If you have not heard of Good Chance before, you are still very likely to know some of their projects. The theatre company wrote and staged The Jungle, a 2017 play about the lives of migrants living in the Calais Jungle refugee camp, which has toured theatres in the UK and US.

And last year they were behind Little Amal, a 3.5-metre-tall doll representing a young refugee child, “walked” from the Turkish-Syrian border to Manchester, with events in support of migrants and refugees organised in dozens of cities along her journey.

Fly With Me was developed by master kite maker Sanjar Qias, actor Elham Ehsas, musician Elaha Soroor and other Afghan-born artists around the UK and Europe.

The crowd on the Heath was made up of children, families, young adults, and not-so-young ones. More than a handful of languages could be heard spoken, and some Afghan participants wore traditional clothes, intricate patterns embroidered on their fabric.
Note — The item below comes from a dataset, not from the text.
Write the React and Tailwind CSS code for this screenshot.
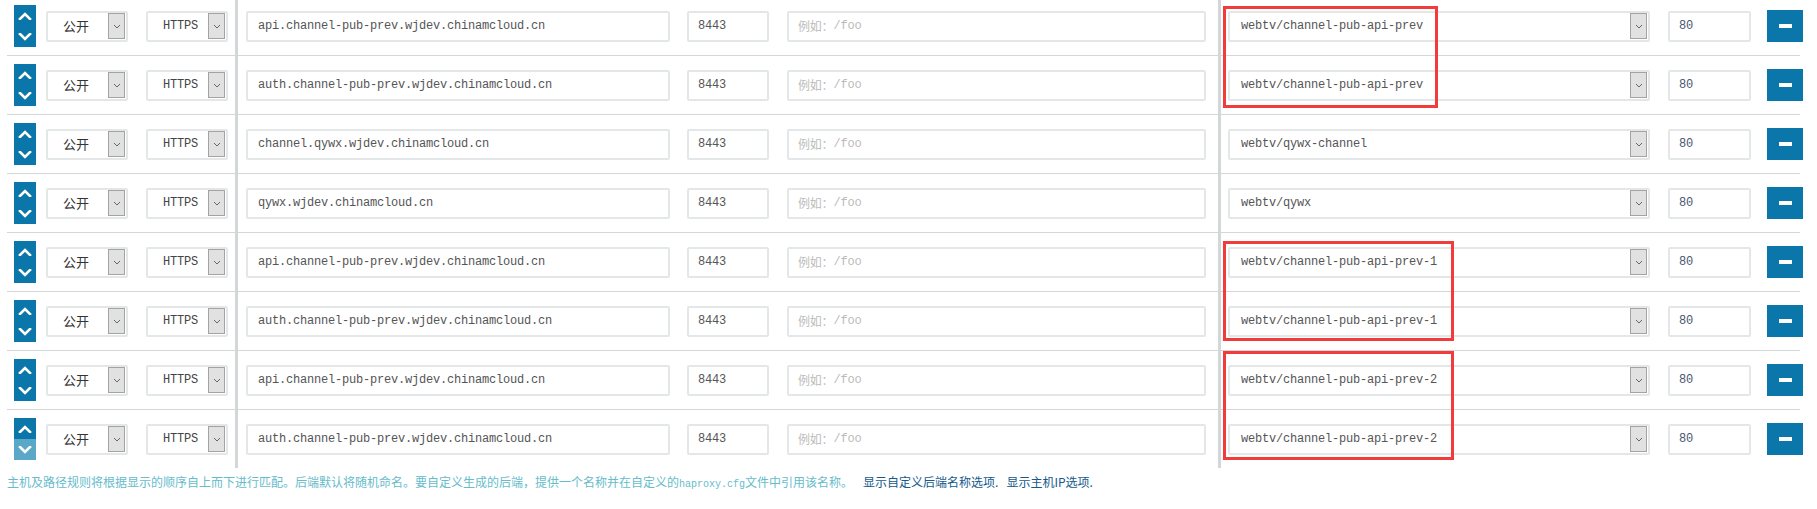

Actor Elham Ehsas, who played young Assef in the 2007 film The Kite Runner and who was involved in the development of the festival, introduced the event. “Throughout our lives our flag has changed so many times,” he told the crowd, “but we’ve continued to fly kites.”

Volunteers wearing sky-blue t-shirts handed out Afghan tea. Three members of the Mahmoudi family, father Yusuf, his son Ariz and nephew Roman, musicians for generations, played tablas (a type of drum) and a harmonium and sang traditional songs, while some attendees gave in to spontaneous dancing.

Musician Elaha Soroor, who was one of the first female artists to perform in public after the fall of the Taliban, sang from the Parliament Hill Bandstand, and poet Parwana Fayyaz read out poems from her book, “Forty Names”.

Music is now banned in Afghanistan, Yusuf Mahmoud, the musician, reminded the audience. So is kite-flying. And yet, despite being thousands of miles away, regardless of distance and borders, they persisted: the beats of the tablas, the kites flying over our heads, the poems recited.

“For every flying kite, there is a story,” Ehsas had said earlier: kite-flying is an integral part to Afghan culture. Looking up at the sky, I observed the kites that I could see, imagined the ones that I could not, and thought of all the stories they told.